El pasado sábado visité la fortaleza de San Felipe, en la ría de Ferrol. Sus piedras parecían recordar siglos de resistencia frente al mar y al paso del tiempo. Al día siguiente entré en el Museo Naval, donde maquetas, mapas y objetos antiguos conservan la memoria de una ciudad que unió su historia al mar. En ambos lugares la entrada es gratuita e hice la misma reflexión: lo que el tiempo quiso hundir aún flota porque algunos se empeñan en mantenerlo a salvo.
Esa idea de la lucha contra el olvido me acompañó de vuelta a Lugo, porque también aquí convivimos con un patrimonio valioso, a veces más presente que percibido. Pero esa riqueza, como el mar que erosiona la piedra de San Felipe, exige un cuidado constante. Y ese cuidado cuesta. Se trata de entender que lo gratuito no significa que nada cueste.
Vivimos tiempos en los que la gratuidad se ha convertido casi en un derecho, y donde la cultura de la subvención tiende a sustituir la implicación personal por una espera pasiva de que “alguien”, casi siempre la administración - nunca nosotros - lo resuelva todo.

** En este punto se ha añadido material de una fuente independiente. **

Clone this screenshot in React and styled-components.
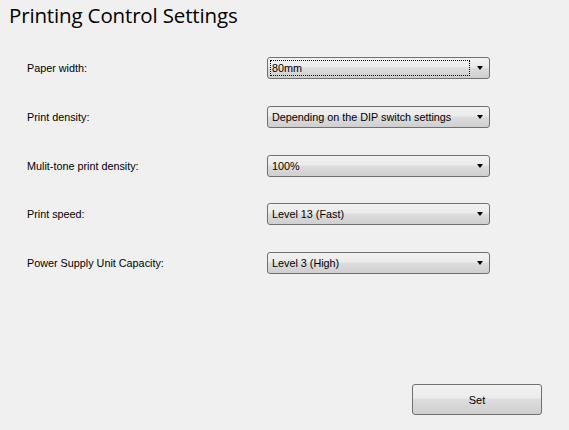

Esa mentalidad, aplicada al ámbito cultural, resulta peligrosa: convierte el patrimonio en algo ajeno, mantenido por otros, y nos exime de la responsabilidad de contribuir, aunque sea con poco, a su sostenimiento. Lo que se recibe sin esfuerzo suele perder valor, mientras que lo que se apoya con una mínima aportación adquiere sentido y pertenencia.
Que el acceso a muchos de nuestros monumentos sea libre es una conquista cívica que debemos preservar. Pero mantenerlos requiere recursos que salen de todos. En estos espacios, museos, monumentos o iglesias visitables, una aportación simbólica puede ser un modo de corresponsabilidad. La pequeña entrada no compra la cultura, sino que la sostiene.
Es cierto que ya pagamos impuestos, y que una parte de ellos debería garantizar la conservación del patrimonio común. Pero el sistema público, por definición, atiende prioridades: sanidad, educación, infraestructuras, servicios sociales… En ese contexto, las pequeñas contribuciones individuales no sustituyen lo público, sino que lo completan, liberando recursos que pueden destinarse a otras necesidades urgentes. Contribuir, por tanto, no es pagar dos veces, sino ayudar a que el esfuerzo colectivo rinda mejor.
Por supuesto, deben mantenerse las exenciones y reducciones para determinados colectivos —desempleados, jubilados, estudiantes, familias numerosas.... No se trata de excluir a nadie, sino de equilibrar el principio de acceso universal con el de sostenibilidad.
La conservación del patrimonio no puede ser tarea exclusiva de concellos, gobiernos autonómicos o del Estado. Cada ciudadano que entiende el valor de lo que hereda contribuye a mantener vivo un legado que no se renueva solo. El valor del patrimonio se pierde cuando se considera garantizado. Y, del mismo modo, se fortalece cuando alguien lo mira con respeto y conciencia.
Este debate no debe ser económico, sino moral. Tiene que ver con la educación cívica, con la manera en que valoramos lo común, porque lo que no cuesta nada tiende a parecer inagotable.
Quizá deberíamos pensar en el mantenimiento de nuestro patrimonio como el precio de la conservación. Mantenerlo es reconocer que lo que fuimos todavía nos sostiene. Y que cada piedra cuidada, cada madera restaurada, cada exposición atendida, es una pequeña victoria contra el paso del tiempo.